2.6内核的zone结构中一个成员变量 lowmem_reserve
struct zone {
/* Fields commonly accessed by the page allocator */
/* zone watermarks, access with *_wmark_pages(zone) macros */
unsigned long watermark[NR_WMARK];
/*
* We don't know if the memory that we're going to allocate will be freeable
* or/and it will be released eventually, so to avoid totally wasting several
* GB of ram we must reserve some of the lower zone memory (otherwise we risk
* to run OOM on the lower zones despite there's tons of freeable ram
* on the higher zones). This array is recalculated at runtime if the
* sysctl_lowmem_reserve_ratio sysctl changes.
*/
unsigned long lowmem_reserve[MAX_NR_ZONES];
kernel在分配内存时,可能会涉及到多个zone,分配会尝试从zonelist第一个zone分配,如果失败就会尝试下一个低级的zone(这里的低级仅仅指zone内存的位置,实际上低地址zone是更稀缺的资源)。我们可以想像应用进程通过内存映射申请Highmem 并且加mlock分配,如果此时Highmem zone无法满足分配,则会尝试从Normal进行分配。这就有一个问题,来自Highmem的请求可能会耗尽Normal zone的内存,而且由于mlock又无法回收,最终的结果就是Normal zone无内存提供给kernel的正常分配,而Highmem有大把的可回收内存无法有效利用。
因此针对这个case,使得Normal zone在碰到来自Highmem的分配请求时,可以通过lowmem_reserve声明:可以使用我的内存,但是必须要保留lowmem_reserve[NORMAL]给我自己使用。
同样当从Normal失败后,会尝试从zonelist中的DMA申请分配,通过lowmem_reserve[DMA],限制来自HIGHMEM和Normal的分配请求。
/*
* results with 256, 32 in the lowmem_reserve sysctl:
* 1G machine -> (16M dma, 800M-16M normal, 1G-800M high)
* 1G machine -> (16M dma, 784M normal, 224M high)

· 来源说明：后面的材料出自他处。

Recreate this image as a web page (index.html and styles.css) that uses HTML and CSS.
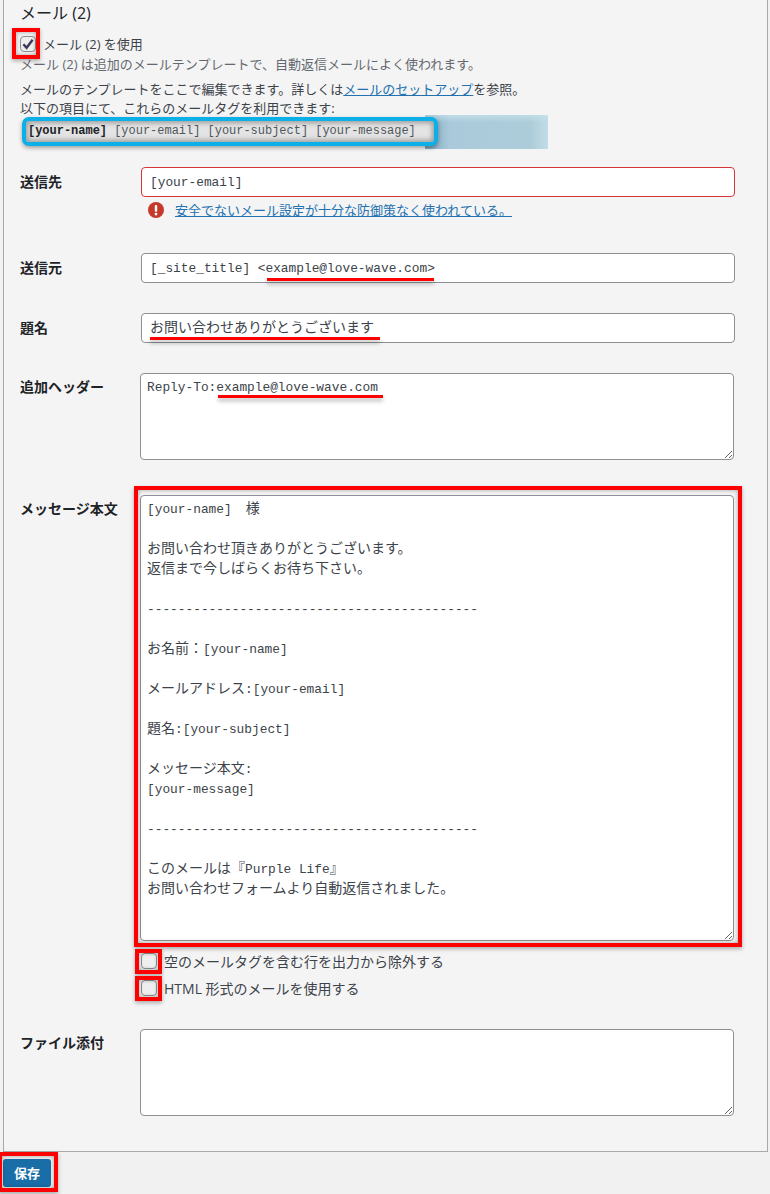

* NORMAL allocation will leave 784M/256 of ram reserved in the ZONE_DMA
* HIGHMEM allocation will leave 224M/32 of ram reserved in ZONE_NORMAL
* HIGHMEM allocation will (224M+784M)/256 of ram reserved in ZONE_DMA
*
* TBD: should special case ZONE_DMA32 machines here - in those we normally
* don't need any ZONE_NORMAL reservation
*/
#ifdef CONFIG_ZONE_DMA
256,
#endif
#ifdef CONFIG_ZONE_DMA32
256,
#endif
#ifdef CONFIG_HIGHMEM
32,
#endif
32,
};
如果不希望低级zone被较高级分配使用,那么可以设置系数为1,得到最大的保护效果
不过这个值的计算非常的奇怪,来自NORMAL的分配,lowmem_reserve[DMA] = normal_size / ratio,这里使用Normal zone size而不是DMA zone size,这点一直没有想明白。
lowmem_reserve数组
当用户通过/proc/sys/vm/lowmem_reserve_ratio修改lowmem reserve时, 会调用setup_per_zone_lowmem_reserve函数
5637 for_each_online_pgdat(pgdat) {
5638 for (j = 0; j < MAX_NR_ZONES; j++) {
5639 struct zone *zone = pgdat->node_zones + j;
5640 unsigned long managed_pages = zone->managed_pages;
5641
5642 zone->lowmem_reserve[j] = 0;
5643
5644 idx = j;
5645 while (idx) {
5646 struct zone *lower_zone;
5647
5648 idx--;
5649
5650 if (sysctl_lowmem_reserve_ratio[idx] < 1)
5651 sysctl_lowmem_reserve_ratio[idx] = 1;
5652
5653 lower_zone = pgdat->node_zones + idx;
5654 lower_zone->lowmem_reserve[j] = managed_pages /
5655 sysctl_lowmem_reserve_ratio[idx];
5656 managed_pages += lower_zone->managed_pages;
5657 }
5658 }
5659 }
5660
5661 /* update totalreserve_pages */
5662 calculate_totalreserve_pages();
假定我们的系统只包含两个zone: Normal zone和Highmem zone
5642行 把zone->lowmem_reserve[j] = 0设置为0, 也就是normal_zone->lowmem_reserve[0] 和highmem_zone->lowmem_reserve[1]设置为0
也就是说normal_zone不会对normal申请做限制, highmem_zone不会对highmem申请做限制.
内部循环5645~5657: 是根据当前zone管理的页面来设置较低zone的lowmem_reserve
此外,较新的内核源码目录中/Documentation/sysctl/vm.txt,对lowmem_reserve做了非常准确的描述。